Priscilla, un amore sofferto all'ombra del Re

Una bambina protagonista di una favola? Una piccola donna al primo amore? Chi è davvero Priscilla Wagner Beaulieu? Quattordici anni, occhi blu, viso paffuto e grazioso, quando nel 1959 nella base militare americana di Wiesbaden in Germania, incontra l’aviere Elvis Presley, bello, ventiquattrenne, già idolo del rock, non lo lascia più. Cosa rende Priscilla speciale agli occhi di Elvis? Lei, Priscilla Presley lo ha raccontato in un libro scritto nel 1985 con Sandra Harmon: Elvis and Me e a quelle memorie si è ispirata Sofia Coppola per il film: Priscilla, presentato all’ultima Mostra del Cinema di Venezia dove la giovane Cailee Spaeney è stata premiata per l’Interpretazione Femminile. Ma la sceneggiatura del film non vuole essere una biografia, costruita com’è tutta intorno a quella ragazzina, ma piuttosto tornare sui temi cari alla regista: la solitudine, l’identità, la femminilità, la voglia di essere amata, il mal di vivere adolescenziale che le protagoniste dei suoi film hanno spesso in comune, dalle Vergini Suicide, a Lost in Translation, a Maria Antonietta.

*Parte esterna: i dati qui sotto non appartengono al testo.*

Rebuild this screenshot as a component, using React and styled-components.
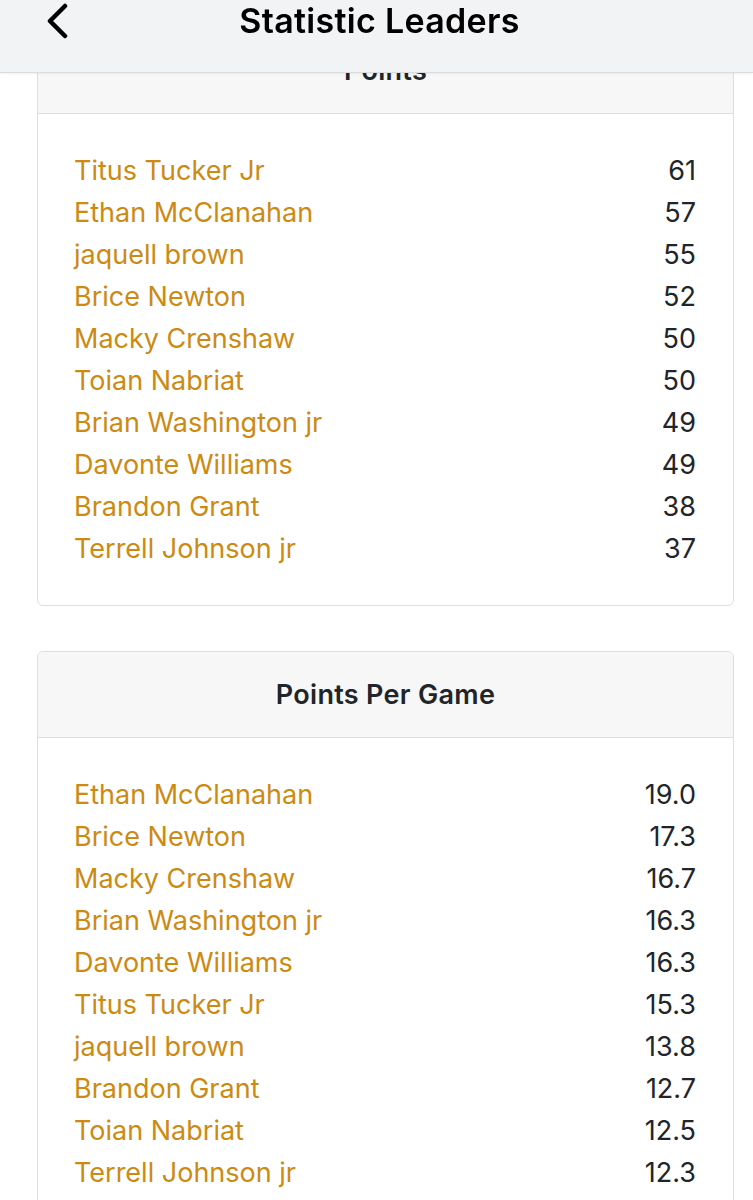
import React from 'react'
import styled, { createGlobalStyle } from 'styled-components'

const GlobalStyle = createGlobalStyle`
  html, body {
    margin: 0;
    padding: 0;
    background: #ffffff;
    font-family: Inter, "Noto Sans", sans-serif;
  }
`

const points = [
  ['Titus Tucker Jr', '61'],
  ['Ethan McClanahan', '57'],
  ['jaquell brown', '55'],
  ['Brice Newton', '52'],
  ['Macky Crenshaw', '50'],
  ['Toian Nabriat', '50'],
  ['Brian Washington jr', '49'],
  ['Davonte Williams', '49'],
  ['Brandon Grant', '38'],
  ['Terrell Johnson jr', '37'],
]

const ppg = [
  ['Ethan McClanahan', '19.0'],
  ['Brice Newton', '17.3'],
  ['Macky Crenshaw', '16.7'],
  ['Brian Washington jr', '16.3'],
  ['Davonte Williams', '16.3'],
  ['Titus Tucker Jr', '15.3'],
  ['jaquell brown', '13.8'],
  ['Brandon Grant', '12.7'],
  ['Toian Nabriat', '12.5'],
  ['Terrell Johnson jr', '12.3'],
]

function LeaderCard({ title, rows }) {
  return (
    <Card>
      <CardHeader>{title}</CardHeader>
      <CardBody>
        {rows.map(([name, value]) => (
          <Row key={name}>
            <Name href="#">{name}</Name>
            <Value>{value}</Value>
          </Row>
        ))}
      </CardBody>
    </Card>
  )
}

export default function App() {
  return (
    <>
      <GlobalStyle />
      <TopBar>
        <Back aria-label="Back">
          <svg width="26" height="36" viewBox="0 0 26 36" fill="none">
            <path
              d="M21 3 L6 18 L21 33"
              stroke="#000"
              strokeWidth="4.5"
              strokeLinecap="round"
              strokeLinejoin="round"
            />
          </svg>
        </Back>
        <Title>Statistic Leaders</Title>
      </TopBar>
      <Page>
        <LeaderCard title="Points" rows={points} />
        <LeaderCard title="Points Per Game" rows={ppg} />
      </Page>
    </>
  )
}

const TopBar = styled.header`
  position: fixed;
  top: 0;
  left: 0;
  right: 0;
  height: 72px;
  background: #f2f3f5;
  border-bottom: 1px solid #dcdcde;
  box-shadow: 0 1px 2px rgba(0, 0, 0, 0.06);
  z-index: 10;
  display: flex;
  justify-content: center;
  align-items: flex-start;
`

const Back = styled.button`
  position: absolute;
  left: 44px;
  top: 3px;
  border: none;
  background: none;
  padding: 0;
  display: flex;
`

const Title = styled.h1`
  margin: 0;
  padding-top: 0;
  margin-left: 6px;
  font-size: 34px;
  line-height: 42px;
  font-weight: 600;
  color: #000;
  letter-spacing: 0.3px;
`

const Page = styled.main`
  padding: 27px 19px 40px 37px;
  display: flex;
  flex-direction: column;
  gap: 45px;
`

const Card = styled.section`
  border: 1px solid #dedede;
  border-radius: 6px;
  background: #fff;
  overflow: hidden;
`

const CardHeader = styled.h2`
  margin: 0;
  height: 85px;
  display: flex;
  align-items: center;
  justify-content: center;
  background: #f7f7f7;
  border-bottom: 1px solid #dedede;
  font-size: 27px;
  font-weight: 600;
  letter-spacing: 0.3px;
  color: #212529;
`

const CardBody = styled.div`
  padding: 35px 37px 36px 36px;
`

const Row = styled.div`
  display: flex;
  justify-content: space-between;
  align-items: center;
  height: 42px;
  font-size: 27px;
`

const Name = styled.a`
  color: #cc8a12;
  text-decoration: none;
`

const Value = styled.span`
  color: #212529;
`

La storia inizia proprio da quella festa fatidica dove, un pomeriggio invernale, tra thè, balli e sigarette Priscilla (Cailee Spaeney), figlia di un colonnello americano di stanza in Germania e la più giovane del gruppo, attira l’attenzione di Elvis (Jacob Elordi) che smette di strimpellare al pianoforte per dedicarle gentili attenzioni. Lei appare confusa e lui quasi sollevato, come se quell’incontro lo distogliesse dalle sue pene segrete: il dolore per la recente perdita della madre e il timore che la lontananza forzata dalle scene americane e dai suoi fan, danneggi la sua carriera.
Inoltre condividono la stessa sensazione di isolamento, di precarietà, in quella situazione di «esiliati» in terra straniera. Lei è carina, silenziosa, un po’ succube delle confidenze di Elvis e conscia del ruolo quasi taumaturgico che sente di avere, e il loro rapporto in breve si trasforma in un casto corteggiamento ufficiale, inutilmente osteggiato dai genitori di Priscilla. Quella bambina di colpo diventata adolescente, ha in testa solo Elvis, e, da quando lui è tornato a Memphis vive per le sue telefonate e per il momento in cui andrà a trovarlo, ma intanto dai giornali sa tutto sui suoi film, le sue partner e i suoi flirt. Dopo una prima volta con papà, Priscilla con la sua valigetta s’imbarca in viaggi sempre più frequenti e soggiorni più lunghi a Graceland dove conosce la tribù di Elvis: la nonna, i molti amici sempre presenti, il padre, poco incline alle smancerie e la seconda moglie. Inoltre impara che per lei, l’amica, la «dama» di Elvis, c’è una sorta di protocollo che la confina in casa, nella propria camera da letto, oppure tra i mobili bianchi del salotto, invisibile alle fan urlanti che si accalcano ai cancelli del giardino.
E Priscilla scopre con Elvis un’altra solitudine, fatta di noia, di pillole per dormire, o per restare svegli, di rare uscite, di regali, di selvaggi pigiama party invece dell’amore fisico che lei vorrebbe e che lui rimanda sempre a dopo il matrimonio, mentre gli echi dei suoi amorazzi sul set dei film in cui è impegnato, arrivano anche a lei. Per placare la gelosia di Priscilla si organizzano sessioni di shopping con interi negozi spostati a Graceland, così Elvis può giocare al pigmalione: è sua l’ultima parola riguardo agli abiti di lei, ai colori, al «suo look», compreso il taglio, il colore dei capelli e il trucco. Presto lui la trasforma, non in una lolita, ma in una donna da copertina dall’appeal ingenuo.
La pellicola di Sofia Coppola racconta in un avvincente crescendo le ambiguità, i risvolti psicologici delle varie situazioni, anche buffe, o ridicole che Priscilla affronta sino al matrimonio nel 1967 e, nove mesi dopo, alla nascita di Lisa Marie. Il film non giudica, non da dettagli, spiegazioni, o punti di riferimento cronologici e questo è anche il suo limite.
Di Elvis non ci sono le canzoni, per problemi di diritti, e sul film, amato da Priscilla, che lo ha accompagnato al Festival di Venezia, aleggia il giudizio negativo di Lisa Marie Presley, morta a gennaio di quest’anno.